### WHAT TO WORK ON
Copy out the lines that have "this" in them.

Pages as source code

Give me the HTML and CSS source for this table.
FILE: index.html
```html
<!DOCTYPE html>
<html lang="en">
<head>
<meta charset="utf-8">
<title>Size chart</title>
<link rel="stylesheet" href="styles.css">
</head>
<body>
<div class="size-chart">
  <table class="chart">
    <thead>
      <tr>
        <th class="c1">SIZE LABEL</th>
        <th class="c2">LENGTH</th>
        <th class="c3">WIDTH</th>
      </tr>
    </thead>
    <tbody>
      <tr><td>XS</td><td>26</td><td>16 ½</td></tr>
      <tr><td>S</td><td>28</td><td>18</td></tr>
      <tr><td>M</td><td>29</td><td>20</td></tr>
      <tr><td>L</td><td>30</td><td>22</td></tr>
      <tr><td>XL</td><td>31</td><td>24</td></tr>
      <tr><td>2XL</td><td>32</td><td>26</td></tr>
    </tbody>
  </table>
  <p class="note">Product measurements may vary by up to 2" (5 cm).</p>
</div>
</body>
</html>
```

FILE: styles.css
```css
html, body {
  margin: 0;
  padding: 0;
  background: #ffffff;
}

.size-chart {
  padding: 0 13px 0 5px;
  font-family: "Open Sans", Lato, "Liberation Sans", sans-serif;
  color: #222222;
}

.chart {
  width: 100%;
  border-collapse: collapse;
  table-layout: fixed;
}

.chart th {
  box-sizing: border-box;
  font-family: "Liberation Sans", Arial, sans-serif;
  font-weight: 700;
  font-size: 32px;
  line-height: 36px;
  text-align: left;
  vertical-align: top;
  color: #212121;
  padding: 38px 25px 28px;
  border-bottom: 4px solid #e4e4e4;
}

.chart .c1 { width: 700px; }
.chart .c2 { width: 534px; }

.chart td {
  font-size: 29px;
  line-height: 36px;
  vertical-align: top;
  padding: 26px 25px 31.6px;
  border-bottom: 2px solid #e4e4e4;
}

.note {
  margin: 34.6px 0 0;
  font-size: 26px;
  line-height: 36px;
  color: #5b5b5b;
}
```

* * *

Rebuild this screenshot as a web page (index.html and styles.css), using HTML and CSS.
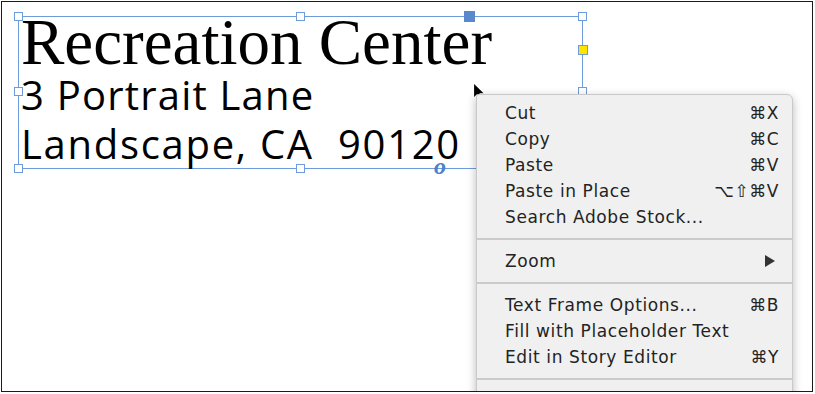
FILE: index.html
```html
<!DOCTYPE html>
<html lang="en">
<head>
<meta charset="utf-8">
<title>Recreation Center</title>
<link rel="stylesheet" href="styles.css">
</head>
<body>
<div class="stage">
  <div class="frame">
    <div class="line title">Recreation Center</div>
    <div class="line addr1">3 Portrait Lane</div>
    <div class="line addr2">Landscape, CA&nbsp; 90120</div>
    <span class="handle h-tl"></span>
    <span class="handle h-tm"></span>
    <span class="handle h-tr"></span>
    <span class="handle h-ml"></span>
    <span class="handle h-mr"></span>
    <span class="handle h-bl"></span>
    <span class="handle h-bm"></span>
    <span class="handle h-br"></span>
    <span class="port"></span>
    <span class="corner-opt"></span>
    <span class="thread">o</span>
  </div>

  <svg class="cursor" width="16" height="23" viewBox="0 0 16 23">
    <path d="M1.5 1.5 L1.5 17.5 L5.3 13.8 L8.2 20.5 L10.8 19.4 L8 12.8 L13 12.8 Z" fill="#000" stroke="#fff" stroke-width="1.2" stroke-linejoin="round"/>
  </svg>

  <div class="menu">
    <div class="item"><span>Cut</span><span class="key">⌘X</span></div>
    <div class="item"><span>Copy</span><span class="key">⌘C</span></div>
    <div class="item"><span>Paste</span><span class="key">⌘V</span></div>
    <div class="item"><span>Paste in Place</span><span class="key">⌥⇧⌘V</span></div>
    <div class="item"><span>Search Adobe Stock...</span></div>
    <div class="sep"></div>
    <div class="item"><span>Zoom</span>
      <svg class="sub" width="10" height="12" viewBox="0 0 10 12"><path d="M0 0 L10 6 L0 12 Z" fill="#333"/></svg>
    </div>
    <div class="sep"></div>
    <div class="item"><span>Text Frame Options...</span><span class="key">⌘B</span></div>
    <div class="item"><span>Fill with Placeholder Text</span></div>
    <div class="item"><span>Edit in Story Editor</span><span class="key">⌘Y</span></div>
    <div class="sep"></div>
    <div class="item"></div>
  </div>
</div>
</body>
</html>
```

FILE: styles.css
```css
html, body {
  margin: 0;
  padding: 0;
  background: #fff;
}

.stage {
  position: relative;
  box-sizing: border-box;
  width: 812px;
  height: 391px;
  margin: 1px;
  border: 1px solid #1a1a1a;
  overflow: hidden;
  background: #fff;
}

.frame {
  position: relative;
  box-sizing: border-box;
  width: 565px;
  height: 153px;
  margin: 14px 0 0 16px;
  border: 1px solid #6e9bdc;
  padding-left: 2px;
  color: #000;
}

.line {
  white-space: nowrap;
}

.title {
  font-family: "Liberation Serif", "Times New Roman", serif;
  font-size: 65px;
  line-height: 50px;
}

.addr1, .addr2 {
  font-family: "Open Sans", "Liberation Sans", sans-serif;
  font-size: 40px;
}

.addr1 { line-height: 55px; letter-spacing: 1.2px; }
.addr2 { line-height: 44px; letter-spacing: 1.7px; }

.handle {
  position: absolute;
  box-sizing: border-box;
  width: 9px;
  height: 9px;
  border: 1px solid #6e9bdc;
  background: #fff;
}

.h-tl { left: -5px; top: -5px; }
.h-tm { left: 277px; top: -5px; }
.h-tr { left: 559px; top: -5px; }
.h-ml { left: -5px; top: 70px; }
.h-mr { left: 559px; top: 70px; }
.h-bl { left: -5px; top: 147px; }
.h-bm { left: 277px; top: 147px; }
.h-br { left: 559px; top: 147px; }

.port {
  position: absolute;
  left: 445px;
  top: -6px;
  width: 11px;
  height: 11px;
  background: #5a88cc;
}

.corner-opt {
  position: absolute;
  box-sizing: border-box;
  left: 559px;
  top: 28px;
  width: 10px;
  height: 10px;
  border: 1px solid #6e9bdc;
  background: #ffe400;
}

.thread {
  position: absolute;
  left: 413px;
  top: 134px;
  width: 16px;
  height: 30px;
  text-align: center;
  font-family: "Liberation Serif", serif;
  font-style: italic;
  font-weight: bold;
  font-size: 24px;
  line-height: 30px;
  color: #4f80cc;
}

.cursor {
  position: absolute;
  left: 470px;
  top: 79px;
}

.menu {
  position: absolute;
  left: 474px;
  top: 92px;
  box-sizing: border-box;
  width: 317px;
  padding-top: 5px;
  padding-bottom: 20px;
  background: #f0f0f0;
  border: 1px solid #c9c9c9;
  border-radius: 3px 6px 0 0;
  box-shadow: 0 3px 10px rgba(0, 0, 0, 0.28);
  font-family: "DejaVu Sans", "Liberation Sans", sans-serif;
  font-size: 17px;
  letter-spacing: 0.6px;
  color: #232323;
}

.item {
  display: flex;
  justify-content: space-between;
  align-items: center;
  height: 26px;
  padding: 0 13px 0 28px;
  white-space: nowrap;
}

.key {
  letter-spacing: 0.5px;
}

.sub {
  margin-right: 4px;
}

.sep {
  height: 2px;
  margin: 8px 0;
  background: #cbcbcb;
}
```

### RESPONSE BELOW
Give me the HTML and CSS source for this table.
Rebuild this screenshot as a web page (index.html and styles.css), using HTML and CSS.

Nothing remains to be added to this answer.